Ne yapmak zorundaydınız?
- Başka bir kıza vurmak. Hiç benlik değil. Sadece nasıl yaptığımı görene kadar bekle!
‘Büyükler’ serisinde karakteriniz Roxanne, Adam Sandler ile evli. Onları harika çift yapan nedir?
- Bence, onlar çok farklı olmalarına rağmen birbirlerini seviyor ve iletişim kurmak için çok çaba sarfediyorlar. Diğer bir şeyse, birbirlerini çok güzel dengelemeleri. Çünkü Roxanne onu büyütmeye çalışıyor ve bence o da bundan zevk alıyor. O da Roxanne’e çocuk olmakta sorun olmadığını hatırlatmaya çalışıyor. Bence bu Roxanne’e çok yardımcı oluyor ve bu durum onun için çok önemli. Çocukları seviyorlar ve ortak olan tek bir şey var ki, ikisi de iyi birer ebeveyn olmak istiyor.
Filmdeki doğaçlamayı nasıl buluyorsunuz?
- Rahat hissediyorum. Kolay ve aslında bu bir özgürlük. Doğaçlama yapmaya izninizin olduğu durumları bulmak gerçekten çok zor. Bu durum benim film için geri gelmemi daha fazla sağlayan sebeplerden bir tanesi oldu. Çünkü bu bir zevk. Keyif alıyorum. Filmlerde mutlaka çektiğiniz süreçten keyif almanız gerekiyor. Bu benim için önemli ve bu filmin sürecinden keyif alıyorum.
Adam, Kevin James, Chris Rock ve David Spade’e bakınca, sizce onlar bizim gördüğümüz ekran kişilikleriyle benzeşiyorlar mı?

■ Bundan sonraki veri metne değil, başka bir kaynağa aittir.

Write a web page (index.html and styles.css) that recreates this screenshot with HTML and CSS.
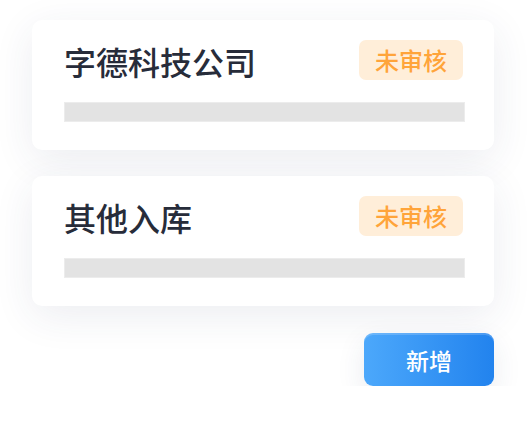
FILE: index.html
```html
<!DOCTYPE html>
<html lang="zh">
<head>
<meta charset="utf-8">
<title>列表</title>
<link rel="stylesheet" href="styles.css">
</head>
<body>
<div class="page">
  <div class="card">
    <div class="card-head">
      <div class="title">字德科技公司</div>
      <div class="badge">未审核</div>
    </div>
    <div class="bar"></div>
  </div>
  <div class="card">
    <div class="card-head">
      <div class="title">其他入库</div>
      <div class="badge">未审核</div>
    </div>
    <div class="bar"></div>
  </div>
  <div class="actions">
    <button class="btn">新增</button>
  </div>
</div>
</body>
</html>
```

FILE: styles.css
```css
html, body {
  margin: 0;
  padding: 0;
  background: #ffffff;
}
body {
  font-family: "Noto Sans CJK SC", "Noto Sans", sans-serif;
}
.page {
  padding: 20px 33px 0 32px;
  display: flex;
  flex-direction: column;
  gap: 26px;
}
.card {
  background: #ffffff;
  border-radius: 10px;
  box-shadow: 0 10px 40px rgba(40, 55, 95, 0.09);
  padding: 20px 30px 28px 32px;
  display: flex;
  flex-direction: column;
  gap: 22px;
}
.card-head {
  display: flex;
  align-items: center;
  justify-content: space-between;
  height: 40px;
}
.title {
  font-size: 32px;
  font-weight: 500;
  color: #272c3a;
  line-height: 40px;
  margin-top: 2px;
}
.badge {
  width: 104px;
  height: 40px;
  margin-right: 1px;
  border-radius: 7px;
  background: #ffeed9;
  color: #ffa43a;
  font-size: 24px;
  font-weight: 500;
  line-height: 40px;
  text-align: center;
}
.bar {
  height: 18px;
  background: #e3e3e3;
  border: 1px solid #ececec;
  margin-right: -1px;
}
.actions {
  display: flex;
  justify-content: flex-end;
  margin-top: 1px;
}
.btn {
  width: 130px;
  height: 53px;
  border: none;
  border-radius: 9px;
  background: linear-gradient(90deg, #4ca8fb 0%, #2283ee 100%);
  box-shadow: inset 0 2px 0 rgba(255, 255, 255, 0.18), 0 10px 28px rgba(40, 55, 95, 0.10);
  color: #ffffff;
  font-family: "Noto Sans CJK SC", "Noto Sans", sans-serif;
  font-size: 23px;
  font-weight: 500;
  padding: 0;
}
```
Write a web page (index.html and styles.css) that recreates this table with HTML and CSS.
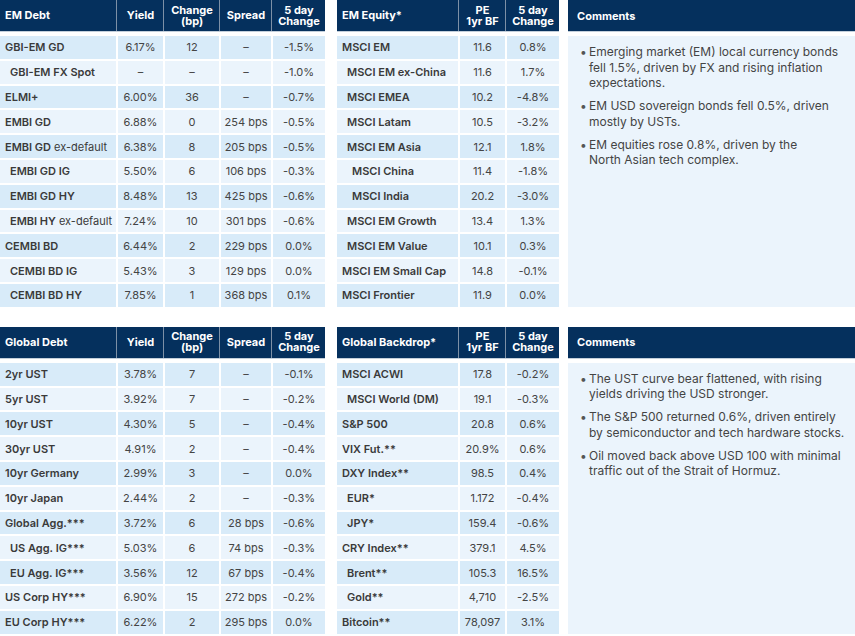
FILE: index.html
```html
<!DOCTYPE html>
<html lang="en">
<head>
<meta charset="utf-8">
<title>Market Summary</title>
<link rel="stylesheet" href="styles.css">
</head>
<body>
<div class="page">
  <section class="block">
    <div class="tbl debt">
      <div class="row head">
        <div class="hc lab">EM Debt</div>
        <div class="hc">Yield</div>
        <div class="hc">Change<br>(bp)</div>
        <div class="hc">Spread</div>
        <div class="hc">5 day<br>Change</div>
      </div>
      <div class="row dk"><div class="c lab">GBI-EM GD</div><div class="c">6.17%</div><div class="c">12</div><div class="c">–</div><div class="c">-1.5%</div></div>
      <div class="row lt"><div class="c lab i1">GBI-EM FX Spot</div><div class="c">–</div><div class="c">–</div><div class="c">–</div><div class="c">-1.0%</div></div>
      <div class="row dk"><div class="c lab">ELMI+</div><div class="c">6.00%</div><div class="c">36</div><div class="c">–</div><div class="c">-0.7%</div></div>
      <div class="row lt"><div class="c lab">EMBI GD</div><div class="c">6.88%</div><div class="c">0</div><div class="c">254 bps</div><div class="c">-0.5%</div></div>
      <div class="row dk"><div class="c lab">EMBI GD <span class="reg">ex-default</span></div><div class="c">6.38%</div><div class="c">8</div><div class="c">205 bps</div><div class="c">-0.5%</div></div>
      <div class="row lt"><div class="c lab i1">EMBI GD IG</div><div class="c">5.50%</div><div class="c">6</div><div class="c">106 bps</div><div class="c">-0.3%</div></div>
      <div class="row dk"><div class="c lab i1">EMBI GD HY</div><div class="c">8.48%</div><div class="c">13</div><div class="c">425 bps</div><div class="c">-0.6%</div></div>
      <div class="row lt"><div class="c lab i1">EMBI HY <span class="reg">ex-default</span></div><div class="c">7.24%</div><div class="c">10</div><div class="c">301 bps</div><div class="c">-0.6%</div></div>
      <div class="row dk"><div class="c lab">CEMBI BD</div><div class="c">6.44%</div><div class="c">2</div><div class="c">229 bps</div><div class="c">0.0%</div></div>
      <div class="row lt"><div class="c lab i1">CEMBI BD IG</div><div class="c">5.43%</div><div class="c">3</div><div class="c">129 bps</div><div class="c">0.0%</div></div>
      <div class="row dk"><div class="c lab i1">CEMBI BD HY</div><div class="c">7.85%</div><div class="c">1</div><div class="c">368 bps</div><div class="c">0.1%</div></div>
    </div>

    <div class="tbl eq">
      <div class="row head">
        <div class="hc lab">EM Equity*</div>
        <div class="hc">PE<br>1yr BF</div>
        <div class="hc">5 day<br>Change</div>
      </div>
      <div class="row dk"><div class="c lab">MSCI EM</div><div class="c">11.6</div><div class="c">0.8%</div></div>
      <div class="row lt"><div class="c lab i1">MSCI EM ex-China</div><div class="c">11.6</div><div class="c">1.7%</div></div>
      <div class="row dk"><div class="c lab i1">MSCI EMEA</div><div class="c">10.2</div><div class="c">-4.8%</div></div>
      <div class="row lt"><div class="c lab i1">MSCI Latam</div><div class="c">10.5</div><div class="c">-3.2%</div></div>
      <div class="row dk"><div class="c lab i1">MSCI EM Asia</div><div class="c">12.1</div><div class="c">1.8%</div></div>
      <div class="row lt"><div class="c lab i2">MSCI China</div><div class="c">11.4</div><div class="c">-1.8%</div></div>
      <div class="row dk"><div class="c lab i2">MSCI India</div><div class="c">20.2</div><div class="c">-3.0%</div></div>
      <div class="row lt"><div class="c lab i1">MSCI EM Growth</div><div class="c">13.4</div><div class="c">1.3%</div></div>
      <div class="row dk"><div class="c lab i1">MSCI EM Value</div><div class="c">10.1</div><div class="c">0.3%</div></div>
      <div class="row lt"><div class="c lab">MSCI EM Small Cap</div><div class="c">14.8</div><div class="c">-0.1%</div></div>
      <div class="row dk"><div class="c lab">MSCI Frontier</div><div class="c">11.9</div><div class="c">0.0%</div></div>
    </div>

    <div class="comments">
      <div class="chead">Comments</div>
      <div class="cbody">
        <ul>
          <li>Emerging market (EM) local currency bonds fell 1.5%, driven by FX and rising inflation expectations.</li>
          <li>EM USD sovereign bonds fell 0.5%, driven mostly by USTs.</li>
          <li>EM equities rose 0.8%, driven by the<br>North Asian tech complex.</li>
        </ul>
      </div>
    </div>
  </section>

  <section class="block">
    <div class="tbl debt">
      <div class="row head">
        <div class="hc lab">Global Debt</div>
        <div class="hc">Yield</div>
        <div class="hc">Change<br>(bp)</div>
        <div class="hc">Spread</div>
        <div class="hc">5 day<br>Change</div>
      </div>
      <div class="row dk"><div class="c lab">2yr UST</div><div class="c">3.78%</div><div class="c">7</div><div class="c">–</div><div class="c">-0.1%</div></div>
      <div class="row lt"><div class="c lab">5yr UST</div><div class="c">3.92%</div><div class="c">7</div><div class="c">–</div><div class="c">-0.2%</div></div>
      <div class="row dk"><div class="c lab">10yr UST</div><div class="c">4.30%</div><div class="c">5</div><div class="c">–</div><div class="c">-0.4%</div></div>
      <div class="row lt"><div class="c lab">30yr UST</div><div class="c">4.91%</div><div class="c">2</div><div class="c">–</div><div class="c">-0.4%</div></div>
      <div class="row dk"><div class="c lab">10yr Germany</div><div class="c">2.99%</div><div class="c">3</div><div class="c">–</div><div class="c">0.0%</div></div>
      <div class="row lt"><div class="c lab">10yr Japan</div><div class="c">2.44%</div><div class="c">2</div><div class="c">–</div><div class="c">-0.3%</div></div>
      <div class="row dk"><div class="c lab">Global Agg.***</div><div class="c">3.72%</div><div class="c">6</div><div class="c">28 bps</div><div class="c">-0.6%</div></div>
      <div class="row lt"><div class="c lab i1">US Agg. IG***</div><div class="c">5.03%</div><div class="c">6</div><div class="c">74 bps</div><div class="c">-0.3%</div></div>
      <div class="row dk"><div class="c lab i1">EU Agg. IG***</div><div class="c">3.56%</div><div class="c">12</div><div class="c">67 bps</div><div class="c">-0.4%</div></div>
      <div class="row lt"><div class="c lab">US Corp HY***</div><div class="c">6.90%</div><div class="c">15</div><div class="c">272 bps</div><div class="c">-0.2%</div></div>
      <div class="row dk"><div class="c lab">EU Corp HY***</div><div class="c">6.22%</div><div class="c">2</div><div class="c">295 bps</div><div class="c">0.0%</div></div>
    </div>

    <div class="tbl eq">
      <div class="row head">
        <div class="hc lab">Global Backdrop*</div>
        <div class="hc">PE<br>1yr BF</div>
        <div class="hc">5 day<br>Change</div>
      </div>
      <div class="row dk"><div class="c lab">MSCI ACWI</div><div class="c">17.8</div><div class="c">-0.2%</div></div>
      <div class="row lt"><div class="c lab i1">MSCI World (DM)</div><div class="c">19.1</div><div class="c">-0.3%</div></div>
      <div class="row dk"><div class="c lab">S&amp;P 500</div><div class="c">20.8</div><div class="c">0.6%</div></div>
      <div class="row lt"><div class="c lab">VIX Fut.**</div><div class="c">20.9%</div><div class="c">0.6%</div></div>
      <div class="row dk"><div class="c lab">DXY Index**</div><div class="c">98.5</div><div class="c">0.4%</div></div>
      <div class="row lt"><div class="c lab i1">EUR*</div><div class="c">1.172</div><div class="c">-0.4%</div></div>
      <div class="row dk"><div class="c lab i1">JPY*</div><div class="c">159.4</div><div class="c">-0.6%</div></div>
      <div class="row lt"><div class="c lab">CRY Index**</div><div class="c">379.1</div><div class="c">4.5%</div></div>
      <div class="row dk"><div class="c lab i1">Brent**</div><div class="c">105.3</div><div class="c">16.5%</div></div>
      <div class="row lt"><div class="c lab i1">Gold**</div><div class="c">4,710</div><div class="c">-2.5%</div></div>
      <div class="row dk"><div class="c lab">Bitcoin**</div><div class="c">78,097</div><div class="c">3.1%</div></div>
    </div>

    <div class="comments">
      <div class="chead">Comments</div>
      <div class="cbody">
        <ul>
          <li>The UST curve bear flattened, with rising yields driving the USD stronger.</li>
          <li>The S&amp;P 500 returned 0.6%, driven entirely by semiconductor and tech hardware stocks.</li>
          <li>Oil moved back above USD 100 with minimal traffic out of the Strait of Hormuz.</li>
        </ul>
      </div>
    </div>
  </section>
</div>
</body>
</html>
```

FILE: styles.css
```css
* { box-sizing: border-box; }

html, body {
  margin: 0;
  padding: 0;
  background: #ffffff;
}

body {
  font-family: Inter, "Noto Sans", "Liberation Sans", sans-serif;
  color: #3b3b3b;
  width: 855px;
  height: 636px;
  overflow: hidden;
}

.page {
  display: flex;
  flex-direction: column;
  gap: 20px;
}

.block {
  display: flex;
  align-items: stretch;
}

.tbl {
  display: flex;
  flex-direction: column;
  gap: 2px;
}

.debt {
  width: 325px;
  margin-right: 12px;
  --cols: 116px 45px 54px 50px 52px;
}

.eq {
  width: 222px;
  margin-right: 9px;
  --cols: 121px 45px 52px;
}

.row {
  display: grid;
  grid-template-columns: var(--cols);
  column-gap: 2px;
  height: 22.8px;
}

.row.head {
  height: 32px;
  background: #05305d;
  border-bottom: 1px solid #c3cfdb;
  margin-bottom: 2px;
}

.hc {
  color: #ffffff;
  font-weight: 700;
  font-size: 11px;
  line-height: 11px;
  display: flex;
  align-items: center;
  justify-content: center;
  text-align: center;
  box-shadow: 1px 0 0 #7d90a6;
}

.hc:last-child { box-shadow: none; }

.hc.lab {
  justify-content: flex-start;
  text-align: left;
  padding-left: 5px;
}

.c {
  font-size: 11px;
  display: flex;
  align-items: center;
  justify-content: center;
  white-space: nowrap;
  color: #444444;
}

.c.lab {
  justify-content: flex-start;
  padding-left: 5px;
  font-weight: 600;
  color: #3a3a3a;
}

.c.lab.i1 { padding-left: 10px; }
.c.lab.i2 { padding-left: 15px; }

.reg {
  font-weight: 400;
  margin-left: 3px;
}

.dk .c { background: #d8ebf9; }
.lt .c { background: #ebf4fc; }

.comments {
  flex: 1;
  display: flex;
  flex-direction: column;
}

.chead {
  height: 32px;
  background: #05305d;
  border-bottom: 1px solid #c3cfdb;
  color: #ffffff;
  font-weight: 700;
  font-size: 11px;
  display: flex;
  align-items: center;
  padding-left: 9px;
  margin-bottom: 4px;
}

.cbody {
  flex: 1;
  background: #ebf4fc;
  padding: 8px 8px 0 12px;
}

.cbody ul {
  list-style: none;
  margin: 0;
  padding: 0 0 0 9px;
}

.cbody li {
  font-size: 12px;
  line-height: 15.5px;
  color: #444444;
  text-indent: -9px;
  margin-bottom: 7.5px;
}

.cbody li::before {
  content: "•";
  display: inline-block;
  width: 9px;
  text-indent: 0;
  color: #555555;
}
```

- Her biri tam olarak beklediğiniz gibi ama biraz daha fazlası da var. Chris çok felsefik ve derin; bazen sizi gerçekten düşündüren şeyler söylüyor ve bu yüzden komedisi çok akıllıca. Birden gerçekten onun söylediği bir şeyler hakkında düşünmek istiyorsunuz ve sonra o kadar aptalca bir şey söylüyor ki, ona vurmak istiyorsunuz. David, tıpatıp gördüğünüz gibi ama herhangi biriyle konuşabilme, ilişki kurabilme, karşısındakiyle gerçekten ilgilenme ve dinleme yeteneği var. Her çeşitten insanla birlikteyken rahat olabiliyor ve bu bir komedyen için normal değil. Genelde çok rahatsız olurlar. Onların kendi küçük grupları var ama David herkesle konuşabilme yeteneğine sahip. Adam, ne kadar salak olsa da inanılmaz sorumluluk sahibi ve mükemmel bir lider. Güçlü, samimi, cömert, sadık ve birçok anlamda en yetişkin olanları. Sonra Kevin, çok ciddi biriymiş gibi görünebilir ama çok şaşırtıcı, çılgın ve eğlenceli bir şey yapmak üzeredir her zaman. Gerçekten çok, çok marifetli. Komedisi de marifetli ve şaşırtıcı.